Several weeks before Ian left he attended a family readiness meeting.  I found a lot of pamphlets and folders from it when I was cleaning out the car at some point, and in the pile of mostly redundant information was a deployment flag–one of those little banners with a red border and a white field with blue stars in it to represent how many soldiers from your household are currently deployed.  I stared at it a long time, not sure what to do with it.  Ian knows me well enough that he understood I would have problems with it, which is why he left it in the trunk.  I don’t like having my husband reduced to a single blue star on a banner.  I don’t like advertising his absence on my house as if I support the idea of war.  But this deployment isn’t only about what I feel.  My whole family is involved and everyone’s feelings count.

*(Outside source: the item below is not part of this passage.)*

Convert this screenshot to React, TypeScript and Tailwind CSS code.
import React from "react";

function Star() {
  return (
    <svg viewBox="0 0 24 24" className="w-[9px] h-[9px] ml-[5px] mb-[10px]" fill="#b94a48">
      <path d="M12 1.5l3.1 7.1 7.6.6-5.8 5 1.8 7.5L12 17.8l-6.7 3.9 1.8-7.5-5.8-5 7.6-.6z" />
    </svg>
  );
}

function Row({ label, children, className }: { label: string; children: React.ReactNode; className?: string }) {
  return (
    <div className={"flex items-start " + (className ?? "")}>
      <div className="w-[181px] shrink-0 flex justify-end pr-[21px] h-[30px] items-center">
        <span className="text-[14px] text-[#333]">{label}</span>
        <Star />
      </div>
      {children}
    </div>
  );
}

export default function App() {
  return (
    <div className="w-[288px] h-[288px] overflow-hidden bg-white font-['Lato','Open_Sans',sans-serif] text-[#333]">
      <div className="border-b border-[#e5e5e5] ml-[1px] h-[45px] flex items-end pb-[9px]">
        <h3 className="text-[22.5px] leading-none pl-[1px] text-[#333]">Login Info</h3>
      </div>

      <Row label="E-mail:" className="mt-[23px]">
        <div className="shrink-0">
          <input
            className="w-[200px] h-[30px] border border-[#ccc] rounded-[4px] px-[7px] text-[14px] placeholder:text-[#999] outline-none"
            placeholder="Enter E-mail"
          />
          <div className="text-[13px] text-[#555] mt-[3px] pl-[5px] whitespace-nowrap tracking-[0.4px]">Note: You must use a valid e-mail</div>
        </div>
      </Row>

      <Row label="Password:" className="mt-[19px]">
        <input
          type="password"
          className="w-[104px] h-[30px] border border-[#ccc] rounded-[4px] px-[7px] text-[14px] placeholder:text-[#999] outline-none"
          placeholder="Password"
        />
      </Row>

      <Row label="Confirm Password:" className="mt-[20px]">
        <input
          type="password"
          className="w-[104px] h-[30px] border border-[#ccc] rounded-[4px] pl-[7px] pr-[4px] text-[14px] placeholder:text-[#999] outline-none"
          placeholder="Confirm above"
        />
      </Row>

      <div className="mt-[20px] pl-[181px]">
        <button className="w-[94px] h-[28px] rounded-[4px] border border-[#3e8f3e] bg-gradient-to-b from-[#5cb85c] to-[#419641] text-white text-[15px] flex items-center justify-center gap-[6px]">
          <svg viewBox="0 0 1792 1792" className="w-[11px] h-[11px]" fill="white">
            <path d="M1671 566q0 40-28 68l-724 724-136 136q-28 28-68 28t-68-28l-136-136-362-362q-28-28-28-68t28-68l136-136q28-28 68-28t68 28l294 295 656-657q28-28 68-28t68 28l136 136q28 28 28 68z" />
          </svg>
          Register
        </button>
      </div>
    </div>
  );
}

I gave the flag to Aden.   I told her it represented her daddy being gone, and that she could do with it whatever seemed right to her.  I figured whether it became a doll blanket or ended up in a drawer, as long as it gave her comfort on some level it was doing its job.  For a week or so it traveled.  She hung it next to her seat in the minivan when we drove to school and brought it inside to put in her bedroom window at night.  That started to get awkward, so I told her if she wanted it up to just pick one spot.  It now hangs in our kitchen window next to her seat at the table.  I still have mixed emotions when I look at that little banner, and displaying it would not have been my choice, but whatever set of clashing ideas it represents to me, to Aden it simply means one thing.  To Aden, it’s all she has right now of daddy.  And she may display that with pride anytime she wants.